About 100 fans gathered at Chester County Books to hear Craig Johnson discuss Longmire and learn about his role on the television show. I found it both interesting and reassuring that Johnson maintains some creative control of each episode in the series. I’ve met other authors whose books have been turned into hugely successful TV shows, and they said they hardly recognized their characters or stories. Johnson reads every script line by line before production and has a voice in the story outcome. I’m convinced that’s why the show has remained true to his characters.
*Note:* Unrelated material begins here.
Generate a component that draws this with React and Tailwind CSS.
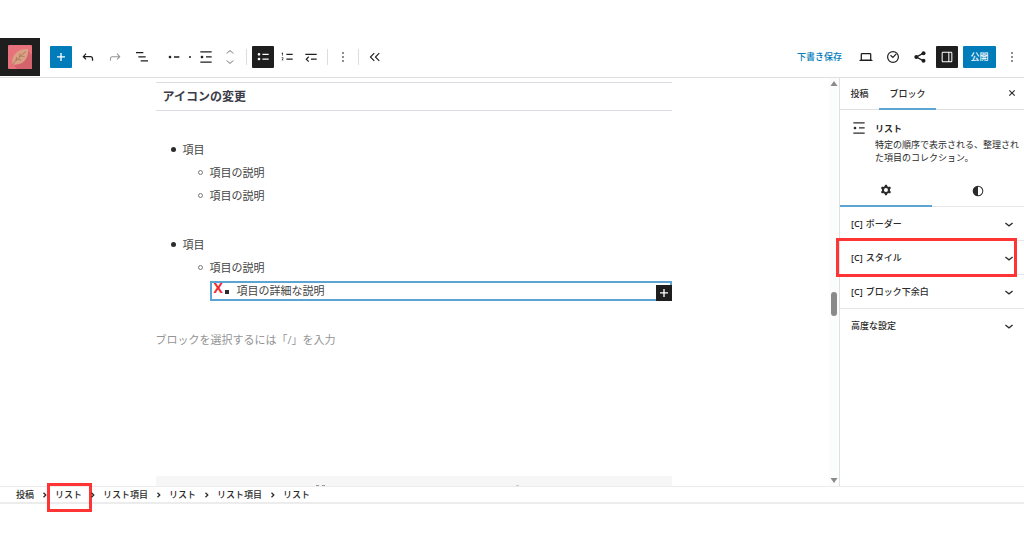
import { useState } from "react";
import clsx from "clsx";

const paths = {
    plus: "M11 12.8V18H13V12.8H18V11H13V6H11V11H6V12.8H11Z",
    undo: "M18.3 11.4c-.6-.6-1.4-1-2.3-1H7l2.7-2.9L8.400 6.300 3.700 11.500 8.400 16.300l1.300-1.200L7.200 12.400H16c.5 0 .7.1 1 .4.900.9.9 3.200.9 4.300v.5h1.900v-.4c0-1.500 0-4.400-1.500-5.800z",
    redo: "M15.6 6.5l-1.1 1 2.9 3.3H8c-.9 0-1.7.3-2.3.9-1.4 1.5-1.4 4.2-1.4 5.6v.2h1.5v-.3c0-1.1 0-3.5 1-4.5.3-.3.7-.5 1.3-.5h9.2L14.5 15l1.1 1.1 4.6-4.6-4.6-5z",
    outline: "M3 4.500h11v1.900H3V4.500Zm3.500 6.500h11v1.900h-11V11ZM21 17H10v1.900h11V17Z",
    listItem: "M12 11v2h8v-2h-8zm-6-1c-1.1 0-2 .9-2 2s.9 2 2 2 2-.9 2-2-.9-2-2-2z",
    list: "M3.5 3.5v1.8h17V3.5h-17zm8.500 9.300h8.500V11H12v1.800zM3.500 20.500h17v-1.800h-17v1.800zM8 12c0-1.100-.9-2-2-2s-2 .9-2 2 .9 2 2 2 2-.9 2-2z",
    bullets: "M11.1 16h9.400v-1.800h-9.400V16zm0-8.800V9h9.400V7.200h-9.400zM6 13c-1.100 0-2 .9-2 2s.9 2 2 2 2-.9 2-2-.9-2-2-2zm0-7c-1.100 0-2 .9-2 2s.9 2 2 2 2-.9 2-2-.9-2-2-2z",
    numbers: "M11.1 16H20.500v-1.800h-9.400V16zm0-8.800V9h9.400V7.200h-9.400zM5 6.700V10h1V5.300L3.800 6l.4 1 .8-.3zm-.4 5.700c-.3.1-.5.2-.7.3l.1 1.100c.2-.2.5-.4.8-.5.3-.1.6 0 .7.1.2.3 0 .8-.2 1.100-.5.8-.9 1.600-1.400 2.500h2.700v-1h-1c.3-.6.8-1.400.9-2.100.1-.3 0-.8-.2-1.100-.5-.6-1.300-.5-1.700-.4z",
    outdent: "M3.500 7v1.900h17V7h-17zm8.500 9h8.500v-1.900H12V16zm-4-5l-4.300 4.200L8 19.400l1.200-1.200-3-3 3-3z",
    more: "M13 19h-2v-2h2v2zm0-6h-2v-2h2v2zm0-6h-2V5h2v2z",
    movers: "M5.500 5.400L12 0l6.500 5.400-.9 1.200L12 2 6.400 6.600zM5.500 18.600L12 24l6.500-5.400-.9-1.200L12 22l-5.600-4.600z",
    collapse: "M11.500 6.800L10.300 5.600 4 12l6.300 6.400 1.200-1.200L6.400 12zM19 6.800l-1.200-1.200L11.500 12l6.300 6.400 1.200-1.200L13.900 12z",
    laptop: "M20.500 16h-.5V8c0-1.100-.9-2-2-2H6c-1.100 0-2 .9-2 2v8h-.5c-.8 0-1.500.9-1.500 1.900h20c0-1-.7-1.900-1.500-1.900zM5.900 8.300c0-.3.2-.5.5-.5h11.200c.3 0 .5.2.5.5v7.600H5.900V8.300z",
    sidebar: "M18 4H6c-1.100 0-2 .9-2 2v12c0 1.100.9 2 2 2h12c1.100 0 2-.9 2-2V6c0-1.100-.9-2-2-2zm-4 14.500H6c-.3 0-.5-.2-.5-.5V6c0-.3.2-.5.5-.5h8v13zm4.500-.5c0 .3-.2.5-.5.5h-2.500v-13H18c.3 0 .5.2.5.5v12z",
    close: "M12 13.400l3.900 3.900 1.400-1.400L13.400 12l3.900-3.900-1.400-1.400L12 10.600 8.100 6.700 6.700 8.100l3.900 3.900-3.900 3.900 1.400 1.400z",
    cog: "M10.289 4.836A1 1 0 0111.275 4h1.306a1 1 0 01.987.836l.244 1.466c.787.26 1.503.679 2.108 1.218l1.393-.522a1 1 0 011.216.437l.653 1.130a1 1 0 01-.23 1.273l-1.148.944a6.025 6.025 0 010 2.435l1.149.946a1 1 0 01.23 1.272l-.653 1.130a1 1 0 01-1.216.437l-1.394-.522c-.605.54-1.320.958-2.108 1.218l-.244 1.466a1 1 0 01-.987.836h-1.306a1 1 0 01-.986-.836l-.244-1.466a5.995 5.995 0 01-2.108-1.218l-1.394.522a1 1 0 01-1.217-.436l-.653-1.131a1 1 0 01.23-1.272l1.149-.946a6.026 6.026 0 010-2.435l-1.148-.944a1 1 0 01-.23-1.272l.653-1.131a1 1 0 011.217-.437l1.393.522a5.994 5.994 0 012.108-1.218l.244-1.466zM14.929 12a3 3 0 11-6 0 3 3 0 016 0z",
    styles: "M20 12a8 8 0 1 1-16 0 8 8 0 0 1 16 0Zm-1.500 0a6.500 6.500 0 0 1-6.500 6.500v-13a6.500 6.500 0 0 1 6.500 6.500Z",
    down: "M18 11.200L12 16l-6-4.800 1.200-1.500L12 13.500l4.800-3.800z",
};

const Icon = ({ name, className = "size-4" }) => (
    <svg viewBox="0 0 24 24" className={clsx("flex-none overflow-visible", className)} fill="currentColor" fillRule="evenodd" aria-hidden="true">
        <path d={paths[name]} />
    </svg>
);

const ToolButton = ({ icon, label, className, children }) => (
    <button aria-label={label} title={label} className={clsx("flex h-[22px] flex-none items-center justify-center rounded-[1px]", className || "w-[22px]")}>
        {children || <Icon name={icon} />}
    </button>
);

const Divider = () => <span className="mx-[5px] h-4 w-px bg-[#dddddd]" />;

const Logo = () => (
    <a href="#" aria-label="投稿一覧を表示" className="flex w-10 flex-none items-center justify-center self-stretch bg-[#1e1e1e]">
        <svg viewBox="0 0 24 24" className="size-6" aria-hidden="true">
            <rect width="24" height="24" rx="1" fill="#e8727c" />
            <path d="M6 20L20 6l4 4v14H9z" fill="#d4636e" />
            <path d="M4.5 19.5C3 11 9 3.500 20 4c1 9-5 17-15.500 15.500z" fill="#dba183" />
            <path d="M4 20.500C8 15 13 10 18 6.500M8 16l.5-4M11.500 12.500l.5-4M9.500 14.500l4 .5M13 11l3.500.5" stroke="#9a6a55" strokeWidth=".7" fill="none" />
        </svg>
    </a>
);

const Header = () => (
    <header className="flex h-10 flex-none items-center border-b border-[#e0e0e0] pb-px">
        <Logo />
        <div className="ml-[10px] flex items-center gap-[5px]">
            <ToolButton icon="plus" label="ブロックを追加" className="w-[22px] bg-[#007cba] text-white" />
            <ToolButton icon="undo" label="元に戻す" />
            <ToolButton icon="redo" label="やり直す" className="w-[22px] text-[#949494]" />
            <ToolButton icon="outline" label="ドキュメント概観" />
        </div>
        <div className="ml-[10px] flex items-center">
            <ToolButton icon="listItem" label="リスト項目を選択" />
            <span className="mx-1 size-[2px] bg-[#555555]" />
            <ToolButton icon="list" label="リスト" />
            <ToolButton label="移動" className="ml-[2px] w-[22px] text-[#8a8a8a]">
                <Icon name="movers" className="size-[14px]" />
            </ToolButton>
            <Divider />
            <div className="flex items-center gap-[2px]">
                <ToolButton icon="bullets" label="順序なしリスト" className="w-[22px] bg-[#1e1e1e] text-white" />
                <ToolButton icon="numbers" label="順序付きリスト" />
                <ToolButton icon="outdent" label="インデント解除" />
            </div>
            <Divider />
            <ToolButton icon="more" label="オプション" className="w-5" />
            <Divider />
            <ToolButton icon="collapse" label="ブロックツールを隠す" />
        </div>
        <div className="ml-auto flex items-center gap-[5px] pr-px">
            <button className="mr-2 text-[9px] font-medium text-[#007cba]">下書き保存</button>
            <ToolButton icon="laptop" label="表示" />
            <ToolButton label="パフォーマンス">
                <svg viewBox="0 0 14 14" className="size-[14px]" fill="none" stroke="currentColor" strokeWidth="1.2" aria-hidden="true">
                    <circle cx="7" cy="7" r="5.4" />
                    <path d="M4.500 5.200l2.400 2.200 3.400-3.600" />
                </svg>
            </ToolButton>
            <ToolButton label="共有">
                <svg viewBox="0 0 14 14" className="size-[14px]" fill="currentColor" aria-hidden="true">
                    <path d="M10.500 3.200L3.500 7l7 3.800" fill="none" stroke="currentColor" strokeWidth="1.4" />
                    <circle cx="10.500" cy="3.200" r="2" />
                    <circle cx="3.300" cy="7" r="2" />
                    <circle cx="10.500" cy="10.800" r="2" />
                </svg>
            </ToolButton>
            <ToolButton icon="sidebar" label="設定" className="w-[22px] bg-[#1e1e1e] text-white" />
            <button className="h-[22px] w-[33px] rounded-[1px] bg-[#007cba] text-[9px] font-medium text-white">公開</button>
            <ToolButton icon="more" label="オプション" />
        </div>
    </header>
);

const Disc = () => <span className="absolute top-[9px] -left-3 size-[5px] rounded-full bg-[#2b2b2b]" />;
const Circle = () => <span className="absolute top-[9px] -left-3 size-[5px] rounded-full border border-[#777777]" />;

const Canvas = () => (
    <main className="flex min-w-0 flex-1 flex-col overflow-hidden pr-[18px] pl-4 text-[11px] leading-[23px] text-[#444444]">
        <div className="mx-auto flex w-full max-w-[516px] flex-1 flex-col">
            <h2 className="mt-1 border-y border-[#dcdce2] pl-[7px] text-[12px] leading-[27px] font-bold text-[#3c3c48]">アイコンの変更</h2>
            <ul className="mt-[27px] pl-[27px]">
                <li className="relative"><Disc />項目
                    <ul className="pl-[27px]">
                        <li className="relative"><Circle />項目の説明</li>
                        <li className="relative"><Circle />項目の説明</li>
                    </ul>
                </li>
            </ul>
            <ul className="mt-[26px] pl-[27px]">
                <li className="relative"><Disc />項目
                    <ul className="pl-[27px]">
                        <li className="relative"><Circle />項目の説明
                            <ul className="relative mt-[2px] border-2 border-[#5ba4d3] pl-[25px] leading-4">
                                <li className="relative">
                                    <span className="absolute top-[7px] -left-3 size-1 bg-[#2b2b2b]" />
                                    項目の詳細な説明
                                </li>
                                <li className="absolute -top-[3px] left-[2px] list-none text-[14px] font-bold text-[#f22b2b]">X</li>
                                <li className="absolute -right-[2px] -bottom-[2px] list-none">
                                    <button aria-label="ブロックを追加" className="flex size-4 items-center justify-center bg-[#1e1e1e] text-white">
                                        <Icon name="plus" />
                                    </button>
                                </li>
                            </ul>
                        </li>
                    </ul>
                </li>
            </ul>
            <input
                aria-label="空のブロック"
                placeholder="ブロックを選択するには「/」を入力"
                className="mt-[27px] h-[23px] w-full outline-none placeholder:text-[#949494]"
            />
            {/* the meta box area starts just below the fold */}
            <div className="mt-auto flex h-[10px] flex-none items-end bg-[#f6f6f6]">
                <span className="ml-[160px] h-px w-[3px] bg-[#999999]" />
                <span className="ml-[3px] h-px w-[3px] bg-[#999999]" />
                <span className="ml-[191px] h-px w-[3px] bg-[#cccccc]" />
            </div>
        </div>
    </main>
);

const Scrollbar = () => (
    <div className="flex w-[10px] flex-none flex-col items-center bg-[#fbfcfc] py-[3px] text-[#8a8a8a]">
        <svg viewBox="0 0 8 5" className="h-[5px] w-2" fill="currentColor" aria-hidden="true"><path d="M4 0l3.500 5h-7z" /></svg>
        <div className="flex-[208]" />
        <div className="h-6 w-[6px] rounded-full bg-current" />
        <div className="flex-[163]" />
        <svg viewBox="0 0 8 5" className="h-[5px] w-2" fill="currentColor" aria-hidden="true"><path d="M4 5l3.500-5h-7z" /></svg>
    </div>
);

const panels = [
    { prefix: "[C]", title: "ボーダー" },
    { prefix: "[C]", title: "スタイル", marked: true },
    { prefix: "[C]", title: "ブロック下余白" },
    { title: "高度な設定" },
];

const Sidebar = () => {

    const [open, setOpen] = useState(null);

    return (
        <aside className="w-[185px] flex-none border-l border-[#e0e0e0] text-[9px] text-[#2b2b2b]">
            <div className="flex h-8 items-stretch border-b border-[#e0e0e0]">
                <button className="w-[39px] font-medium">投稿</button>
                <button className="-mb-px w-[57px] border-b-2 border-[#5ba4d3] pt-px font-medium">ブロック</button>
                <ToolButton label="設定を閉じる" className="mt-1 ml-auto w-6">
                    <Icon name="close" className="size-[14px]" />
                </ToolButton>
            </div>

            <div className="flex gap-2 pt-[10px] pl-[11px]">
                <Icon name="list" />
                <div className="leading-[13px]">
                    <h2 className="mt-[2px] font-bold">リスト</h2>
                    <p className="mt-[3px]">特定の順序で表示される、整理された項目のコレクション。</p>
                </div>
            </div>

            <div className="mt-[11px] flex h-8 border-b border-[#e6e6e6]">
                <button aria-label="設定" className="-mb-px flex flex-1 items-center justify-center border-b-2 border-[#5ba4d3]">
                    <Icon name="cog" />
                </button>
                <button aria-label="スタイル" className="flex flex-1 items-center justify-center">
                    <Icon name="styles" />
                </button>
            </div>

            {panels.map(({ prefix, title, marked }, i) => (
                <div key={title} className="relative border-b border-[#e6e6e6] last:border-b-0">
                    <button
                        className="flex h-[33px] w-full items-center gap-[3px] pr-[7px] pl-[11px] font-medium"
                        aria-expanded={open === i}
                        onClick={() => setOpen(open === i ? null : i)}
                    >
                        {prefix && <span className="font-semibold">{prefix}</span>}
                        <span className="mr-auto">{title}</span>
                        <Icon name="down" />
                    </button>
                    {marked && <span className="pointer-events-none absolute -inset-y-[3px] right-[7px] -left-1 border-3 border-[#ff3535]" />}
                </div>
            ))}
        </aside>
    );
};

const crumbs = ["投稿", "リスト", "リスト項目", "リスト", "リスト項目", "リスト"];

const Breadcrumb = () => (
    <nav aria-label="ブロックのパンくずリスト" className="flex-none border-t border-b-2 border-[#ececec] text-[9px] leading-[14px] font-medium text-[#2b2b2b]">
        <ol className="flex pt-px pl-4">
            {crumbs.map((crumb, i) => (
                <li key={i} className="relative flex items-center">
                    {i > 0 && (
                        <svg viewBox="0 0 5 6" className="mx-2 h-[6px] w-[5px]" fill="none" stroke="currentColor" strokeWidth="1.3" aria-hidden="true">
                            <path d="M1.500 .7L3.800 3 1.500 5.300" />
                        </svg>
                    )}
                    <button>{crumb}</button>
                    {i === 1 && <span className="pointer-events-none absolute -top-[5px] -right-[10px] -bottom-[10px] left-[13px] border-3 border-[#ff3535]" />}
                </li>
            ))}
        </ol>
    </nav>
);

const App = () => {
    return (
        <div className="flex h-screen flex-col bg-white pt-[38px] pb-8 font-['Open_Sans','Noto_Sans_CJK_JP',sans-serif] text-[#1e1e1e]">
            <Header />
            <div className="flex min-h-0 flex-1">
                <Canvas />
                <Scrollbar />
                <Sidebar />
            </div>
            <Breadcrumb />
        </div>
    )
}
export default App;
Here are some fun facts Johnson mentioned during the book chat:

  • Craig Johnson and his wife Judy live in Ucross, Wyoming; population 25. (Yes, you read that right. Twenty-five.)
  • Although episodes of Longmire have been based on Walt Longmire mystery novels, the endings have been changed so that readers and TV viewers can enjoy a crossover experience. Readers of the series will discover that murder suspects in the books are not the same suspects in the TV shows. This approach keeps the stories fresh and eliminates spoilers.
  • Longmire is A&E’s most successful television series to date.
  • Craig Johnson received a Master’s Degree from Temple University. That connection is the reason he travels to Pennsylvania during book tours. (Yay, for us!) His Philadelphia roots are also behind the creation of his character Vic Moretti, a Philly native and former member of the Philadelphia police force.
  • Walt Longmire is surrounded by women he depends upon. His dispatcher Ruby keeps his office running smoothly. Daughter Cady rules his heart. The memory of his murdered wife, Martha, fuels his motivation. His deputy Vic Moretti is his alter-ego. Vic is tough, urban, and rough edged; while Walt is tough, country, and big-hearted. Johnson said (paraphrase), “If you were speeding down a highway in Absaroca County, you’d want Walt, not Vic, to give you a ticket.” (As an aside, I should mention that recent episodes hinted at an attraction between Walt and Vic, but neither character acted on that attraction. When thousands of Longmire Facebook fans were asked if Walt and Vic should get together, they responded with a resounding NO!)
  • Johnson said he hasn’t decided yet if he’ll write scripts for Longmire.

Let’s hope Craig Johnson writes lots more books, and that Longmire lasts for years, with compelling stories about the characters from Absaroca County.